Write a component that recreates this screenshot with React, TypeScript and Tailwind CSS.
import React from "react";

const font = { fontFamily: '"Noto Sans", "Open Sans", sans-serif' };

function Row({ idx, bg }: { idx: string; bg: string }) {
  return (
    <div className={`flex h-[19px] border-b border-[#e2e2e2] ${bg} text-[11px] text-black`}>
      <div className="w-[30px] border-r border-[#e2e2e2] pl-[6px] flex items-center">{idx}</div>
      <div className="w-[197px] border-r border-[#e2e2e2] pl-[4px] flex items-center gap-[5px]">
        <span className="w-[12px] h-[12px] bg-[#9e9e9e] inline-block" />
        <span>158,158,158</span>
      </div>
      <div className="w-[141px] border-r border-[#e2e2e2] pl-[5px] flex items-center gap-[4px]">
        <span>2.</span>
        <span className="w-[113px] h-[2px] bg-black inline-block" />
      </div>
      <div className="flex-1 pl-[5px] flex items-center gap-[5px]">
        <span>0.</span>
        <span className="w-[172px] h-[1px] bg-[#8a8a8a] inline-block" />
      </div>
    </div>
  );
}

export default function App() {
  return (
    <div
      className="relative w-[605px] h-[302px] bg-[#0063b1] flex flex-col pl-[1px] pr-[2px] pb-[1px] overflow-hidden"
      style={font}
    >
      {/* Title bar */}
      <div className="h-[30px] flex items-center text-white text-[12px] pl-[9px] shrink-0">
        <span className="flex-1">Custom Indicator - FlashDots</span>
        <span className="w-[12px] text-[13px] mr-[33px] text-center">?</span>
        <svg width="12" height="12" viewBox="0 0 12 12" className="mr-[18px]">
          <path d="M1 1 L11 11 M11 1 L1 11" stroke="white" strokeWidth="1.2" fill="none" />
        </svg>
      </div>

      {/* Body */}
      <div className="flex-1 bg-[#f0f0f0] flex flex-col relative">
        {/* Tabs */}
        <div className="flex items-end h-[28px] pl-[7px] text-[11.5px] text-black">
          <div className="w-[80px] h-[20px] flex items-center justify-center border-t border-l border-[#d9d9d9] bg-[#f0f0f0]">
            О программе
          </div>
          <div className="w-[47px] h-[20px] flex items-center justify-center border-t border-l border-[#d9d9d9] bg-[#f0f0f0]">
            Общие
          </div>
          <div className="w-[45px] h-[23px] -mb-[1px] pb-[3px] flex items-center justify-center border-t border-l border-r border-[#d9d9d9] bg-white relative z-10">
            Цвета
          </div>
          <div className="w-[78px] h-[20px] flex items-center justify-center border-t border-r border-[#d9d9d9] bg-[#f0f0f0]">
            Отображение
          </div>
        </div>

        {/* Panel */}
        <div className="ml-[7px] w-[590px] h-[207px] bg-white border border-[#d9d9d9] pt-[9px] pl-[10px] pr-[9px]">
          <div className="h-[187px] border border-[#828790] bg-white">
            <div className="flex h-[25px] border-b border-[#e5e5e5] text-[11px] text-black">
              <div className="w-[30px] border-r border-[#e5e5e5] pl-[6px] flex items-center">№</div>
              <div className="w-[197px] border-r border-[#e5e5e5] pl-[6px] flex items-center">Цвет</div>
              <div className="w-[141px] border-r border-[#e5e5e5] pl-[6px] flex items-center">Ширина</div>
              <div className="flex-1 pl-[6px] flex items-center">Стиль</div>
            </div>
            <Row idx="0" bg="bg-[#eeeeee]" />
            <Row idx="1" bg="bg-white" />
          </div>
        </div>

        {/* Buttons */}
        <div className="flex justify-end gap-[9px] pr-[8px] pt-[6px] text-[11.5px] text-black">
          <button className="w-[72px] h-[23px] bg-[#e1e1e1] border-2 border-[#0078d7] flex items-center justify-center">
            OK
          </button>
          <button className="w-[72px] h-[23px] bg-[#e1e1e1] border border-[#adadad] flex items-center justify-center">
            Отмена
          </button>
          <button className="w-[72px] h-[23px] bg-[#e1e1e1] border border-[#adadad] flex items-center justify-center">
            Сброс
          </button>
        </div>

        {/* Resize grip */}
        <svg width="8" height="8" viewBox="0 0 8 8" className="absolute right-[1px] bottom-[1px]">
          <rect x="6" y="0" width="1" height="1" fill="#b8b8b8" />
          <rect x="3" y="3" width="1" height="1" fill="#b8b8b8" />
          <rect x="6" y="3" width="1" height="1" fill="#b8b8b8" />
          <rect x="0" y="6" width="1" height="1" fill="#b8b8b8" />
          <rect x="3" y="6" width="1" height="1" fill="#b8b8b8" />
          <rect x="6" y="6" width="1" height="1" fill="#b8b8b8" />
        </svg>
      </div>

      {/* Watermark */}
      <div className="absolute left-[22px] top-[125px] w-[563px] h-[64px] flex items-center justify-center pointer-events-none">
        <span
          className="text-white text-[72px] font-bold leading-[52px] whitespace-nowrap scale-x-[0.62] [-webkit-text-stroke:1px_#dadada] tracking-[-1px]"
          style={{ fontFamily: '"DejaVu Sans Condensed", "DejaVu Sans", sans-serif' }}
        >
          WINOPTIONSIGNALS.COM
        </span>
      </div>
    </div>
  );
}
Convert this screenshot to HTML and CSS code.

Your instructions:
Find every line that holds "this" and copy it.

Task solution:
Write a component that recreates this screenshot with React, TypeScript and Tailwind CSS.
Convert this screenshot to HTML and CSS code.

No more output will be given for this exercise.